Assuming you are correct in your prediction and over the next two months the USA dollar does indeed gain against the Yen to a new level of 94.65. The provider’s quote is now 94.64-94.66. To realise your profit you need to close your spreadbet, so to do this you do the opposite trade to what you did when opening the spread bet, in this case selling at £5 per point. Your gain amounts to the number of points difference between the closing and opening prices (94.64 – 92.35 = 229), multipled by your stake (£5), so £1,145. (229 x £5)

Second Example

At the time of writing Capital Spreads is quoting a spread on the pound against the euro of €1.1542-€1.1545. You could ‘buy’ at the upper end – if you believe the pound will strengthen – or ‘sell’ at the lower end if you think it will weaken. This means that the euro was worth 115p with the minimum stake of a £1 a point translating into an effective exposure of £11,545. Initial margin for this position can be as low as 40 times the stake.

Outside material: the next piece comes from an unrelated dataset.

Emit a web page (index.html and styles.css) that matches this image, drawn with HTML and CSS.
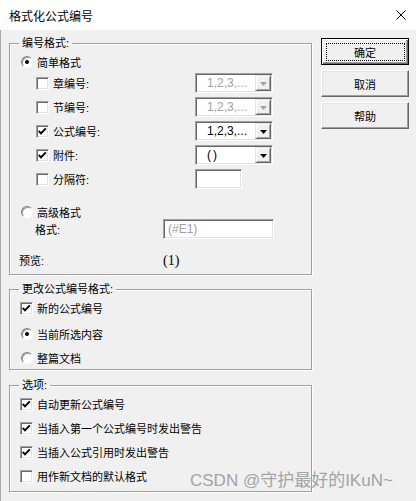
FILE: index.html
```html
<!DOCTYPE html>
<html lang="zh-CN">
<head>
<meta charset="utf-8">
<title>格式化公式编号</title>
<link rel="stylesheet" href="styles.css">
</head>
<body>
<div class="window">
  <div class="titlebar">
    <span class="title">格式化公式编号</span>
    <svg class="close" width="10" height="10" viewBox="0 0 10 10"><path d="M0.5 0.5 L9.5 9.5 M9.5 0.5 L0.5 9.5" stroke="#000" stroke-width="1" fill="none"/></svg>
  </div>
  <div class="main">
    <div class="left">
      <fieldset class="group g1">
        <legend>编号格式:</legend>
        <div class="row r-simple"><span class="radio on"></span><span>简单格式</span></div>
        <div class="row opt first">
          <span class="lab"><span class="chk"></span><span>章编号:</span></span>
          <span class="combo disabled"><span class="val">1,2,3,...</span><span class="dbtn"><svg width="7" height="4" viewBox="0 0 7 4"><polygon points="0,0 7,0 3.5,4"/></svg></span></span>
        </div>
        <div class="row opt">
          <span class="lab"><span class="chk"></span><span>节编号:</span></span>
          <span class="combo disabled"><span class="val">1,2,3,...</span><span class="dbtn"><svg width="7" height="4" viewBox="0 0 7 4"><polygon points="0,0 7,0 3.5,4"/></svg></span></span>
        </div>
        <div class="row opt">
          <span class="lab"><span class="chk on"><svg width="11" height="11" viewBox="0 0 11 11"><polyline points="1.8,5 4,7.4 8.8,2.4" fill="none" stroke="#000" stroke-width="1.9"/></svg></span><span>公式编号:</span></span>
          <span class="combo"><span class="val">1,2,3,...</span><span class="dbtn"><svg width="7" height="4" viewBox="0 0 7 4"><polygon points="0,0 7,0 3.5,4"/></svg></span></span>
        </div>
        <div class="row opt">
          <span class="lab"><span class="chk on"><svg width="11" height="11" viewBox="0 0 11 11"><polyline points="1.8,5 4,7.4 8.8,2.4" fill="none" stroke="#000" stroke-width="1.9"/></svg></span><span>附件:</span></span>
          <span class="combo"><span class="val paren">()</span><span class="dbtn"><svg width="7" height="4" viewBox="0 0 7 4"><polygon points="0,0 7,0 3.5,4"/></svg></span></span>
        </div>
        <div class="row opt">
          <span class="lab"><span class="chk"></span><span>分隔符:</span></span>
          <span class="edit small"></span>
        </div>
        <div class="row r-adv"><span class="radio"></span><span>高级格式</span></div>
        <div class="row r-fmt"><span class="flab">格式:</span><span class="edit wide"><span class="ph">(#E1)</span></span></div>
        <div class="row r-prev"><span class="plab">预览:</span><span class="preview">(1)</span></div>
      </fieldset>

      <fieldset class="group g2">
        <legend>更改公式编号格式:</legend>
        <div class="row c-row first"><span class="chk on focus"><svg width="11" height="11" viewBox="0 0 11 11"><polyline points="1.8,5 4,7.4 8.8,2.4" fill="none" stroke="#000" stroke-width="1.9"/></svg></span><span>新的公式编号</span></div>
        <div class="row r-row r2"><span class="radio on"></span><span>当前所选内容</span></div>
        <div class="row r-row r3"><span class="radio"></span><span>整篇文档</span></div>
      </fieldset>

      <fieldset class="group g3">
        <legend>选项:</legend>
        <div class="row c-row first"><span class="chk on"><svg width="11" height="11" viewBox="0 0 11 11"><polyline points="1.8,5 4,7.4 8.8,2.4" fill="none" stroke="#000" stroke-width="1.9"/></svg></span><span>自动更新公式编号</span></div>
        <div class="row c-row"><span class="chk on"><svg width="11" height="11" viewBox="0 0 11 11"><polyline points="1.8,5 4,7.4 8.8,2.4" fill="none" stroke="#000" stroke-width="1.9"/></svg></span><span>当插入第一个公式编号时发出警告</span></div>
        <div class="row c-row"><span class="chk on"><svg width="11" height="11" viewBox="0 0 11 11"><polyline points="1.8,5 4,7.4 8.8,2.4" fill="none" stroke="#000" stroke-width="1.9"/></svg></span><span>当插入公式引用时发出警告</span></div>
        <div class="row c-row"><span class="chk"></span><span>用作新文档的默认格式</span></div>
      </fieldset>
    </div>

    <div class="buttons">
      <button class="btn default"><span class="focusrect"></span>确定</button>
      <button class="btn">取消</button>
      <button class="btn">帮助</button>
    </div>
  </div>
  <div class="watermark">CSDN @守护最好的IKuN~</div>
</div>
</body>
</html>
```

FILE: styles.css
```css
* { box-sizing: border-box; }

html, body {
  margin: 0;
  padding: 0;
  background: #f0f0f0;
}

.window {
  position: relative;
  width: 416px;
  height: 501px;
  background: #f0f0f0;
  overflow: hidden;
  font-family: "Liberation Sans", "Noto Sans CJK SC", sans-serif;
  font-size: 11px;
  color: #000;
}

.titlebar {
  height: 30px;
  background: #fff;
  display: flex;
  align-items: center;
  padding-left: 9px;
}

.title {
  font-size: 12px;
  font-family: "Noto Sans CJK SC", sans-serif;
}

.close {
  margin-left: auto;
  margin-right: 10px;
}

.main {
  display: flex;
  height: 471px;
  padding-left: 9px;
  box-shadow: inset 1px 0 0 #a8a8a8;
}

.left {
  width: 303px;
  display: flex;
  flex-direction: column;
}

.group {
  margin: 0;
  padding: 0;
  min-inline-size: 0;
  border: 1px solid #a0a0a0;
  box-shadow: 1px 1px 0 #fff, inset 1px 1px 0 #fff;
}

.group legend {
  margin-left: 9px;
  padding: 0 3px;
  line-height: 14px;
  height: 14px;
  font-size: 11px;
}

.g1 { margin-top: 6px; padding-bottom: 4px; }
.g2 { margin-top: 7px; padding-bottom: 1px; }
.g3 { margin-top: 8px; padding-bottom: 5px; }

.row {
  display: flex;
  align-items: center;
  height: 20px;
  white-space: nowrap;
}

.r-simple { margin-top: 2px; padding-left: 11px; gap: 4px; }

.opt { margin-top: 4px; padding-left: 26px; }
.opt.first { margin-top: 1px; }

.lab {
  width: 159px;
  display: flex;
  align-items: center;
  gap: 4px;
}

.r-adv { margin-top: 15px; height: 15px; padding-left: 11px; gap: 4px; }
.r-fmt { padding-left: 25px; }
.flab { width: 128px; }
.r-prev { margin-top: 11px; padding-left: 9px; }
.plab { width: 144px; }

.preview {
  font-family: "Liberation Serif", serif;
  font-size: 14px;
  position: relative;
  top: 1px;
}

.c-row { margin-top: 4px; padding-left: 10px; gap: 4px; }
.c-row.first { margin-top: 2px; }
.r-row { padding-left: 11px; gap: 4px; }
.r2 { margin-top: 6px; }
.r3 { margin-top: 4px; }

/* checkbox */
.chk {
  width: 13px;
  height: 13px;
  flex: none;
  background: #fff;
  border: 1px solid;
  border-color: #a0a0a0 #fff #fff #a0a0a0;
  box-shadow: inset 1px 1px 0 #696969, inset -1px -1px 0 #e3e3e3;
  display: flex;
}

.chk svg { display: block; }

/* radio */
.radio {
  width: 12px;
  height: 12px;
  flex: none;
  border-radius: 50%;
  background: #fff;
  border: 1px solid;
  border-color: #808080 #fff #fff #808080;
  box-shadow: inset 1px 1px 0 #a0a0a0;
  position: relative;
}

.radio.on::after {
  content: "";
  position: absolute;
  left: 3px;
  top: 3px;
  width: 4px;
  height: 4px;
  border-radius: 50%;
  background: #000;
}

/* combo box */
.combo {
  width: 78px;
  height: 20px;
  display: flex;
  background: #fff;
  border: 1px solid;
  border-color: #a0a0a0 #fff #fff #a0a0a0;
  box-shadow: inset 1px 1px 0 #696969, inset -1px -1px 0 #e3e3e3;
  padding: 1px;
}

.combo .val {
  flex: 1;
  padding-left: 10px;
  font-size: 12px;
  line-height: 16px;
  font-family: "Liberation Sans", sans-serif;
}

.combo .val.paren { letter-spacing: 2px; }

.combo.disabled .val { color: #a0a0a0; }

.dbtn {
  width: 16px;
  height: 16px;
  background: #f0f0f0;
  border: 1px solid;
  border-color: #e3e3e3 #696969 #696969 #e3e3e3;
  box-shadow: inset 1px 1px 0 #fff, inset -1px -1px 0 #a0a0a0;
  display: flex;
  align-items: center;
  justify-content: center;
}

.dbtn svg { display: block; fill: #000; margin-top: 1px; }
.combo.disabled .dbtn svg { fill: #a0a0a0; }

/* edit */
.edit {
  height: 20px;
  background: #fff;
  border: 1px solid;
  border-color: #a0a0a0 #fff #fff #a0a0a0;
  box-shadow: inset 1px 1px 0 #696969, inset -1px -1px 0 #e3e3e3;
  display: flex;
  align-items: center;
}

.edit.small { width: 47px; }
.edit.wide { width: 111px; }

.ph {
  color: #a0a0a0;
  font-size: 12px;
  padding-left: 4px;
  font-family: "Liberation Sans", sans-serif;
}

/* buttons */
.buttons {
  margin-left: 9px;
  margin-top: 8px;
  display: flex;
  flex-direction: column;
  gap: 5px;
}

.btn {
  position: relative;
  width: 88px;
  height: 27px;
  padding: 0;
  margin: 0;
  background: #f0f0f0;
  font-family: "Noto Sans CJK SC", sans-serif;
  font-size: 11px;
  color: #000;
  border: 1px solid;
  border-color: #fff #696969 #696969 #fff;
  box-shadow: inset -1px -1px 0 #a0a0a0, inset 1px 1px 0 #e3e3e3;
}

.btn.default {
  border: 1px solid #000;
  box-shadow: inset 1px 1px 0 #fff, inset -1px -1px 0 #696969, inset -2px -2px 0 #a0a0a0;
}

.focusrect {
  position: absolute;
  left: 4px;
  top: 4px;
  right: 3px;
  bottom: 3px;
  border: 1px dotted #000;
}

.watermark {
  position: absolute;
  left: 190px;
  top: 471px;
  font-size: 17px;
  line-height: 20px;
  color: #a3a3a3;
  font-family: "Liberation Sans", "Noto Sans CJK SC", sans-serif;
  white-space: nowrap;
}
```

Suppose you bought at €1.1545, on a £1 a point movement bet, and the pound strengthened until the spread being quoted was €1.1815-€1.1818. You could then close your position by selling at €1.1815. This would give you an £270 profit (€1.1815 minus €1.1545 equals 270 points which is multiplied by your £1 a point stake). However, of course if the market has moved against you, you would lose an equal amount.